• TO DO: State the number of lines where "index" appears. Add nothing else.

• DATASET EXTRACT:
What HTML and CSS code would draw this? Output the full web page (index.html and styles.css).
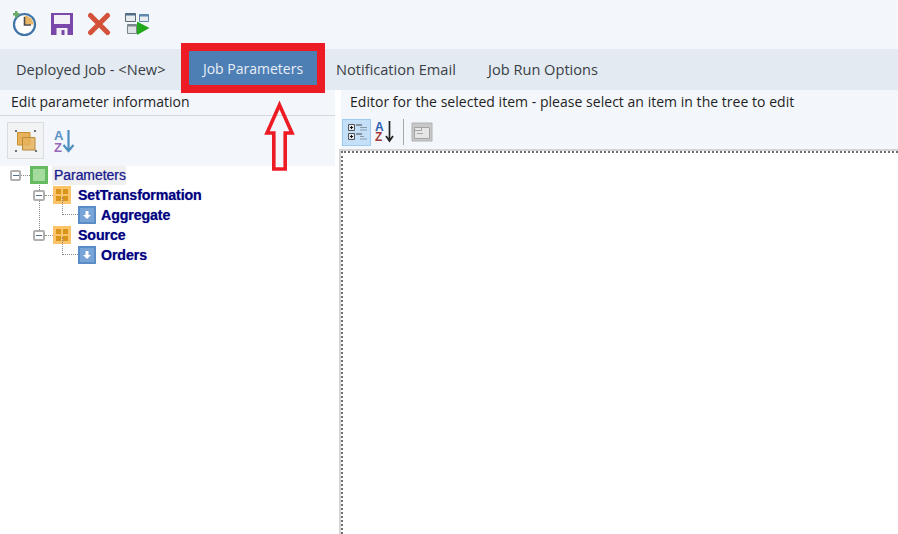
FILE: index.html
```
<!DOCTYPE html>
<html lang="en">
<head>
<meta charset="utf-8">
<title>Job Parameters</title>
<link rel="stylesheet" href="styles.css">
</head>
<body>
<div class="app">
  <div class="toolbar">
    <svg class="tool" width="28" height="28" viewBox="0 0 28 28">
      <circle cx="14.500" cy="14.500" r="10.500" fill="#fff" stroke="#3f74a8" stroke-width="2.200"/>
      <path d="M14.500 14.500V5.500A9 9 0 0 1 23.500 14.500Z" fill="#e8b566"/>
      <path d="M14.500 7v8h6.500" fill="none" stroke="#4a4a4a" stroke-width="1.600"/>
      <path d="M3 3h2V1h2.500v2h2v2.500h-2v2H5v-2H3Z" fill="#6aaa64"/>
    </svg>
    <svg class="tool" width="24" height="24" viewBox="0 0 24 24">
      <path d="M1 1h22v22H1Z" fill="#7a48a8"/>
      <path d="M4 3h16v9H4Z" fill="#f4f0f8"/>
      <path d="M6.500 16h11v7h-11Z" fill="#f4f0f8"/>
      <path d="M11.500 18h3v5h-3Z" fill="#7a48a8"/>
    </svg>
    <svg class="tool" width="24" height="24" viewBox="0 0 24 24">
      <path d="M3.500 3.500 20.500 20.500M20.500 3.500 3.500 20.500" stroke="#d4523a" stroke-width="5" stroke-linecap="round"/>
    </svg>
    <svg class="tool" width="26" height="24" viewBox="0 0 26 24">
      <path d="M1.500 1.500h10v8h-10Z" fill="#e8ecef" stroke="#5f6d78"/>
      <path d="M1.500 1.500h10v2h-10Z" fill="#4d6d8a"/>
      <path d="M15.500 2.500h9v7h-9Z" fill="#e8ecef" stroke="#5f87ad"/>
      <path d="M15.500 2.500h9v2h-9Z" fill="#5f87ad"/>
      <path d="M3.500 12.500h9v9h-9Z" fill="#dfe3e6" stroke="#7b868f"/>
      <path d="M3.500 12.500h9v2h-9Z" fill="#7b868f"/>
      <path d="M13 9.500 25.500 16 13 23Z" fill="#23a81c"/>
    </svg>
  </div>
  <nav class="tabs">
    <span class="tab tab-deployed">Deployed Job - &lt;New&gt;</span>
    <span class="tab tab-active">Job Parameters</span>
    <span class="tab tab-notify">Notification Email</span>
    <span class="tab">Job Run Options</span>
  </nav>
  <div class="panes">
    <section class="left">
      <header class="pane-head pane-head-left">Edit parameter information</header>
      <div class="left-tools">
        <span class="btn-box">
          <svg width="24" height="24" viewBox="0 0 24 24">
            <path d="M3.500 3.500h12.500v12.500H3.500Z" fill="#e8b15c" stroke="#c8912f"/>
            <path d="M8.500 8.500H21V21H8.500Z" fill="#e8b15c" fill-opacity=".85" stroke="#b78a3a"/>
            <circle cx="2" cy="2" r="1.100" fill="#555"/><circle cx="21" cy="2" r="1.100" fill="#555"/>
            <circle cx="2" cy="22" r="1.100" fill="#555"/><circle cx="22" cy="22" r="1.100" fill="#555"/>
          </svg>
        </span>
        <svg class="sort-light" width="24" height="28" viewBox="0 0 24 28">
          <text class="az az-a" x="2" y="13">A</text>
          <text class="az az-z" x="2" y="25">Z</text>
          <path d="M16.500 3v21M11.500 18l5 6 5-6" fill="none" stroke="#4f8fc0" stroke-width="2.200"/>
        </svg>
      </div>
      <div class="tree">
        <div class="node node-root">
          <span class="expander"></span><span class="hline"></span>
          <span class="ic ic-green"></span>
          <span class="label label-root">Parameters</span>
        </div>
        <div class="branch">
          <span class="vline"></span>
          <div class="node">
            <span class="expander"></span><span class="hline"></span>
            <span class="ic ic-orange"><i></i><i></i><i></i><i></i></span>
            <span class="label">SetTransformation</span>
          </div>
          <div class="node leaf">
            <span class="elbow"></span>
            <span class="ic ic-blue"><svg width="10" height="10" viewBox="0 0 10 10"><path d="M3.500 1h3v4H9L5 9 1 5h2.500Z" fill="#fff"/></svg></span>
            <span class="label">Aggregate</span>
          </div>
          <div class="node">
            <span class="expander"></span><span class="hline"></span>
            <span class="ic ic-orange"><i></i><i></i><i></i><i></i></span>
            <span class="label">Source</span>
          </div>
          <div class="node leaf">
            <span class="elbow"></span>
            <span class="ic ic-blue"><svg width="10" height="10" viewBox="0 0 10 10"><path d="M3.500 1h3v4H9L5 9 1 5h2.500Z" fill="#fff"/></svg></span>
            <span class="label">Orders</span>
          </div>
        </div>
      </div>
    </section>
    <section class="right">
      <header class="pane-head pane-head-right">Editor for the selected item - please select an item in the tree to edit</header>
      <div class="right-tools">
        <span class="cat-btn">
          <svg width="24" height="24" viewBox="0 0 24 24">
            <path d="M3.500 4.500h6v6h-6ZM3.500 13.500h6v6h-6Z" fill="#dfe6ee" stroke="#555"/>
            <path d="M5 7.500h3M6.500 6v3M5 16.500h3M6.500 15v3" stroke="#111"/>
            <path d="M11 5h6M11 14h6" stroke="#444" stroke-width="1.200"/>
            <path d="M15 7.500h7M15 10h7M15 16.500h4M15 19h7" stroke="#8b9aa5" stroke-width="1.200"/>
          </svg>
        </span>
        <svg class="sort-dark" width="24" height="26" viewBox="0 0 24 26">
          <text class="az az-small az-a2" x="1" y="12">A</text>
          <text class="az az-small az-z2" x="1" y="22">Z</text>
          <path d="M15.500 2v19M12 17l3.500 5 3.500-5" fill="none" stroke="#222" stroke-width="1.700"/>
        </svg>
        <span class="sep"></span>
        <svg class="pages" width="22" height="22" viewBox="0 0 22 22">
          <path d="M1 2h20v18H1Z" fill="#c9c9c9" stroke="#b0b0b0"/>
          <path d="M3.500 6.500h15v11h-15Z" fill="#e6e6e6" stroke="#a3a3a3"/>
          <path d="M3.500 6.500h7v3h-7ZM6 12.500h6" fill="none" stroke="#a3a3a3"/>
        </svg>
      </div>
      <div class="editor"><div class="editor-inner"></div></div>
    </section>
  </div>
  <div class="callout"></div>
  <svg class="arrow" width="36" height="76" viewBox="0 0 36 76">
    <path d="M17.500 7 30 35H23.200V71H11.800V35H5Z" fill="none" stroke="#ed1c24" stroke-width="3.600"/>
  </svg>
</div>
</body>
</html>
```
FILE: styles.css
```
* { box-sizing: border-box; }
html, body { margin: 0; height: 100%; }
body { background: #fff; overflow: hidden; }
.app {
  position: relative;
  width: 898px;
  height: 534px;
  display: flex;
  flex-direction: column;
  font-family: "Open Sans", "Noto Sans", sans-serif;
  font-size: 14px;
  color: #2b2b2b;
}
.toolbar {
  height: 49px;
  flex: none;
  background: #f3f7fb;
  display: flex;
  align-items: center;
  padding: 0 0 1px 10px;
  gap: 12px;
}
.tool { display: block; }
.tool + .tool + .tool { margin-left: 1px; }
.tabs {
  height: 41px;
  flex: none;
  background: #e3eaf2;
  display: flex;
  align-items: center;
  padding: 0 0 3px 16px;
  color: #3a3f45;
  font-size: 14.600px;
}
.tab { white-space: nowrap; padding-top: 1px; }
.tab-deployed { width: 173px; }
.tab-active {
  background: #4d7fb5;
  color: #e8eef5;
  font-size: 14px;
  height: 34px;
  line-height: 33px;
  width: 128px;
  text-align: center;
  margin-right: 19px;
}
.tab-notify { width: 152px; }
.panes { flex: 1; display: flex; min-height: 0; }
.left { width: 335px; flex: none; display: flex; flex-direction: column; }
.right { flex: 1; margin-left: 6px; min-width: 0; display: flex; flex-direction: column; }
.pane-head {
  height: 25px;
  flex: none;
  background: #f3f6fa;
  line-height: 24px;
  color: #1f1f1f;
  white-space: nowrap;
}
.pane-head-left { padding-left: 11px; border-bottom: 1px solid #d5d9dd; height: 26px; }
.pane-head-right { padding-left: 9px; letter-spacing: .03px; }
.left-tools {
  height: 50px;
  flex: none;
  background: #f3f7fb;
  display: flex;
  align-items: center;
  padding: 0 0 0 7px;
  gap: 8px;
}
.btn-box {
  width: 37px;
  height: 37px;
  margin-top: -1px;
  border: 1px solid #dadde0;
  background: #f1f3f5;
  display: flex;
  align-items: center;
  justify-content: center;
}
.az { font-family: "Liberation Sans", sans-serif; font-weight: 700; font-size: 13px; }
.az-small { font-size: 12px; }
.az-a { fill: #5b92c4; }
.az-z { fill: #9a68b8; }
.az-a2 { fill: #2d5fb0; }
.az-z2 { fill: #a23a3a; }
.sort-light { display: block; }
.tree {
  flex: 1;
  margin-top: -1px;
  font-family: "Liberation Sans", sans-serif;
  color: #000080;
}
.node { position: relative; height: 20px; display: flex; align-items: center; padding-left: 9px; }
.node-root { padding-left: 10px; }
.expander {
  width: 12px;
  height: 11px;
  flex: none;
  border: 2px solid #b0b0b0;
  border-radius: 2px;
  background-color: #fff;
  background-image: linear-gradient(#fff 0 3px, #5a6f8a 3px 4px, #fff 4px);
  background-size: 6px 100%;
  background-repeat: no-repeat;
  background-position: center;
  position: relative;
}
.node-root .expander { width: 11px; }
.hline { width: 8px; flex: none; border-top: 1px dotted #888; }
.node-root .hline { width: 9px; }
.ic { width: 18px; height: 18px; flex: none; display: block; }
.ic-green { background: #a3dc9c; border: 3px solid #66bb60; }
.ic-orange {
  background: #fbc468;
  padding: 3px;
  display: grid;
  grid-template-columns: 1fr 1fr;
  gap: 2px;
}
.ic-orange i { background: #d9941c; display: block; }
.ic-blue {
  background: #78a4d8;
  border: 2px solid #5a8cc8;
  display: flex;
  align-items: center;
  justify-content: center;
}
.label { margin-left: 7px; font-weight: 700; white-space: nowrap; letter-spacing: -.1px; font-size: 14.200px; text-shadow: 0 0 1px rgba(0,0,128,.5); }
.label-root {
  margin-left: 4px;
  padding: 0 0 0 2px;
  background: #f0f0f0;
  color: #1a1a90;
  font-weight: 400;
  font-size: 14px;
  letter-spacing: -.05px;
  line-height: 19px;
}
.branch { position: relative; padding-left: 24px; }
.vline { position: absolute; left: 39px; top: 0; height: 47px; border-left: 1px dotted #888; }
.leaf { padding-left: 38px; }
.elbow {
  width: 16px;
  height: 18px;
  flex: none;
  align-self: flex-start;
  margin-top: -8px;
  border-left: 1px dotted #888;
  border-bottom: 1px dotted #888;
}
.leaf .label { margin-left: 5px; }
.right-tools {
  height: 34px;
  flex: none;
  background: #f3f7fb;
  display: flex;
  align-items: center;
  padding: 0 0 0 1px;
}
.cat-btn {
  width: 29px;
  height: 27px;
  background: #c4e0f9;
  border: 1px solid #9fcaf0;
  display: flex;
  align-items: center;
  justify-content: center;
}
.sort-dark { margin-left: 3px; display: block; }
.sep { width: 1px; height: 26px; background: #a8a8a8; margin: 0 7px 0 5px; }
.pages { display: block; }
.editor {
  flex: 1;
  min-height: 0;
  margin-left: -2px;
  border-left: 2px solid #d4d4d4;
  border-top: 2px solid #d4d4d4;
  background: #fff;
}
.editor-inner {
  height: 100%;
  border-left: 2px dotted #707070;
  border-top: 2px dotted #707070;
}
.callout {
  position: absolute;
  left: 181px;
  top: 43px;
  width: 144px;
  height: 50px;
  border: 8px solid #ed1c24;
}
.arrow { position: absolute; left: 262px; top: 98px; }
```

• RESULT OF THIS EXERCISE: 2